### Goal of the exercise
Give back the full listing verbatim, apart from its images.

### Data segment

▬▬▬

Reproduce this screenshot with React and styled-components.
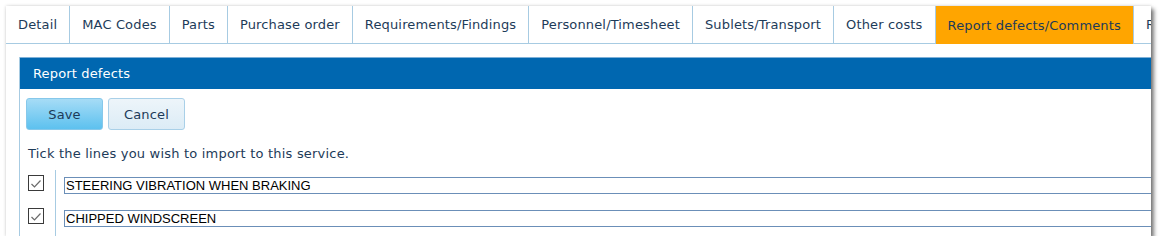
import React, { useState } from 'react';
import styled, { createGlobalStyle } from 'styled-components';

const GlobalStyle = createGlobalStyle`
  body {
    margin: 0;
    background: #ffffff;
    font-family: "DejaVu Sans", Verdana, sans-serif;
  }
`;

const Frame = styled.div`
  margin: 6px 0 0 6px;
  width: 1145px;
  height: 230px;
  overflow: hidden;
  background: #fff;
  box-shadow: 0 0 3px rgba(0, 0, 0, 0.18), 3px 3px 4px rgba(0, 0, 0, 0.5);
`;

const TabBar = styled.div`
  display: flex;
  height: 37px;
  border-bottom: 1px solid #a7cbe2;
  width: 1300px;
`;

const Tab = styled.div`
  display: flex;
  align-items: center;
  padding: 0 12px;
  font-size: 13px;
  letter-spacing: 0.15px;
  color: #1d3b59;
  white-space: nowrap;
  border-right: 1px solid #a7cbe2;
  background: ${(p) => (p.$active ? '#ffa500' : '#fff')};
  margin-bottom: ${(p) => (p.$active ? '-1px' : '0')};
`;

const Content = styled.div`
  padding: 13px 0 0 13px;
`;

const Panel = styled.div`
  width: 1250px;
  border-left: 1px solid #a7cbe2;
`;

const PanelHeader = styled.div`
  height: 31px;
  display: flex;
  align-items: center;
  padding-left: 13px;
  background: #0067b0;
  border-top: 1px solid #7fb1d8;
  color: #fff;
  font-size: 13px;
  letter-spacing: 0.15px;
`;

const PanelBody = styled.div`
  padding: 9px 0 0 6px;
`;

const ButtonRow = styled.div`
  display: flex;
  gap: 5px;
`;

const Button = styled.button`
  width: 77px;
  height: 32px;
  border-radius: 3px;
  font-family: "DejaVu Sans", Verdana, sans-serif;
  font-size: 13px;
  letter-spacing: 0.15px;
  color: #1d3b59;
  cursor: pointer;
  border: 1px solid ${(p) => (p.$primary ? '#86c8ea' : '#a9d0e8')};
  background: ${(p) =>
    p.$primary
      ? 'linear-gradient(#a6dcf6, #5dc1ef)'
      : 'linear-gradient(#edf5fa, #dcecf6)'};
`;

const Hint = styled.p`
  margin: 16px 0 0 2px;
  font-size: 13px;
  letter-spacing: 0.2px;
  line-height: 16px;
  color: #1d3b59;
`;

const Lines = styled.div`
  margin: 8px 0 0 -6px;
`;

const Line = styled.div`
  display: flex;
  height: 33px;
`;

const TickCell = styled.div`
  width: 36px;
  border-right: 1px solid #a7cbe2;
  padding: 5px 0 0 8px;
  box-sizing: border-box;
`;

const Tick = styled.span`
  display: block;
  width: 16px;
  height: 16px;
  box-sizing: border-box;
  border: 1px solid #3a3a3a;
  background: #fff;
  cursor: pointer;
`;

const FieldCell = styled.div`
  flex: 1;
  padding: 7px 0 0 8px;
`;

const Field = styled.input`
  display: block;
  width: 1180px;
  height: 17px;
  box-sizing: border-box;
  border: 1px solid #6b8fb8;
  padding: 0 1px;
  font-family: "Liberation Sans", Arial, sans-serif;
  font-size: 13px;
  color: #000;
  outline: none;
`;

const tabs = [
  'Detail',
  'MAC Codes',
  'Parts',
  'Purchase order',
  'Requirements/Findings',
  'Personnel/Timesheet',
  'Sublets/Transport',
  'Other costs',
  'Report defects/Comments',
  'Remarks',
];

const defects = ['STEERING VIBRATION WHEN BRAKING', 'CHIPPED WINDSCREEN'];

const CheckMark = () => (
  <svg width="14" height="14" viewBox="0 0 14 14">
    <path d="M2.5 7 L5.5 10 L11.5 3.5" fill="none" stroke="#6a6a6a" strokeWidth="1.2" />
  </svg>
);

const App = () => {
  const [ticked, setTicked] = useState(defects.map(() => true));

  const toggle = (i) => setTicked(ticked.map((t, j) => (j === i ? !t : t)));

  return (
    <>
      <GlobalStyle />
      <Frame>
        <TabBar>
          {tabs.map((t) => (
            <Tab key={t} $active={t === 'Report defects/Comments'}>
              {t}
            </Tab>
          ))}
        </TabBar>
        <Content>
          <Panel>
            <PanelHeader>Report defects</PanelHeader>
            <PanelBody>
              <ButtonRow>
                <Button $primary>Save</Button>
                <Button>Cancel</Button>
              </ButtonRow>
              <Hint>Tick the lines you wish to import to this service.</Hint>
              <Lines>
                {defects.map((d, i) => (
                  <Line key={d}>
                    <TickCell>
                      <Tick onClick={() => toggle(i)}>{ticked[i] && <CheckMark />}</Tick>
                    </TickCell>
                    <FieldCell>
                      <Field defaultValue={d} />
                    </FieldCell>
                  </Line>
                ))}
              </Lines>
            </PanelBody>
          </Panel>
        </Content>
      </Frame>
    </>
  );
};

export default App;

▬▬▬

### Task solution
Reproduce this screenshot with React and styled-components.
import React, { useState } from 'react';
import styled, { createGlobalStyle } from 'styled-components';

const GlobalStyle = createGlobalStyle`
  body {
    margin: 0;
    background: #ffffff;
    font-family: "DejaVu Sans", Verdana, sans-serif;
  }
`;

const Frame = styled.div`
  margin: 6px 0 0 6px;
  width: 1145px;
  height: 230px;
  overflow: hidden;
  background: #fff;
  box-shadow: 0 0 3px rgba(0, 0, 0, 0.18), 3px 3px 4px rgba(0, 0, 0, 0.5);
`;

const TabBar = styled.div`
  display: flex;
  height: 37px;
  border-bottom: 1px solid #a7cbe2;
  width: 1300px;
`;

const Tab = styled.div`
  display: flex;
  align-items: center;
  padding: 0 12px;
  font-size: 13px;
  letter-spacing: 0.15px;
  color: #1d3b59;
  white-space: nowrap;
  border-right: 1px solid #a7cbe2;
  background: ${(p) => (p.$active ? '#ffa500' : '#fff')};
  margin-bottom: ${(p) => (p.$active ? '-1px' : '0')};
`;

const Content = styled.div`
  padding: 13px 0 0 13px;
`;

const Panel = styled.div`
  width: 1250px;
  border-left: 1px solid #a7cbe2;
`;

const PanelHeader = styled.div`
  height: 31px;
  display: flex;
  align-items: center;
  padding-left: 13px;
  background: #0067b0;
  border-top: 1px solid #7fb1d8;
  color: #fff;
  font-size: 13px;
  letter-spacing: 0.15px;
`;

const PanelBody = styled.div`
  padding: 9px 0 0 6px;
`;

const ButtonRow = styled.div`
  display: flex;
  gap: 5px;
`;

const Button = styled.button`
  width: 77px;
  height: 32px;
  border-radius: 3px;
  font-family: "DejaVu Sans", Verdana, sans-serif;
  font-size: 13px;
  letter-spacing: 0.15px;
  color: #1d3b59;
  cursor: pointer;
  border: 1px solid ${(p) => (p.$primary ? '#86c8ea' : '#a9d0e8')};
  background: ${(p) =>
    p.$primary
      ? 'linear-gradient(#a6dcf6, #5dc1ef)'
      : 'linear-gradient(#edf5fa, #dcecf6)'};
`;

const Hint = styled.p`
  margin: 16px 0 0 2px;
  font-size: 13px;
  letter-spacing: 0.2px;
  line-height: 16px;
  color: #1d3b59;
`;

const Lines = styled.div`
  margin: 8px 0 0 -6px;
`;

const Line = styled.div`
  display: flex;
  height: 33px;
`;

const TickCell = styled.div`
  width: 36px;
  border-right: 1px solid #a7cbe2;
  padding: 5px 0 0 8px;
  box-sizing: border-box;
`;

const Tick = styled.span`
  display: block;
  width: 16px;
  height: 16px;
  box-sizing: border-box;
  border: 1px solid #3a3a3a;
  background: #fff;
  cursor: pointer;
`;

const FieldCell = styled.div`
  flex: 1;
  padding: 7px 0 0 8px;
`;

const Field = styled.input`
  display: block;
  width: 1180px;
  height: 17px;
  box-sizing: border-box;
  border: 1px solid #6b8fb8;
  padding: 0 1px;
  font-family: "Liberation Sans", Arial, sans-serif;
  font-size: 13px;
  color: #000;
  outline: none;
`;

const tabs = [
  'Detail',
  'MAC Codes',
  'Parts',
  'Purchase order',
  'Requirements/Findings',
  'Personnel/Timesheet',
  'Sublets/Transport',
  'Other costs',
  'Report defects/Comments',
  'Remarks',
];

const defects = ['STEERING VIBRATION WHEN BRAKING', 'CHIPPED WINDSCREEN'];

const CheckMark = () => (
  <svg width="14" height="14" viewBox="0 0 14 14">
    <path d="M2.5 7 L5.5 10 L11.5 3.5" fill="none" stroke="#6a6a6a" strokeWidth="1.2" />
  </svg>
);

const App = () => {
  const [ticked, setTicked] = useState(defects.map(() => true));

  const toggle = (i) => setTicked(ticked.map((t, j) => (j === i ? !t : t)));

  return (
    <>
      <GlobalStyle />
      <Frame>
        <TabBar>
          {tabs.map((t) => (
            <Tab key={t} $active={t === 'Report defects/Comments'}>
              {t}
            </Tab>
          ))}
        </TabBar>
        <Content>
          <Panel>
            <PanelHeader>Report defects</PanelHeader>
            <PanelBody>
              <ButtonRow>
                <Button $primary>Save</Button>
                <Button>Cancel</Button>
              </ButtonRow>
              <Hint>Tick the lines you wish to import to this service.</Hint>
              <Lines>
                {defects.map((d, i) => (
                  <Line key={d}>
                    <TickCell>
                      <Tick onClick={() => toggle(i)}>{ticked[i] && <CheckMark />}</Tick>
                    </TickCell>
                    <FieldCell>
                      <Field defaultValue={d} />
                    </FieldCell>
                  </Line>
                ))}
              </Lines>
            </PanelBody>
          </Panel>
        </Content>
      </Frame>
    </>
  );
};

export default App;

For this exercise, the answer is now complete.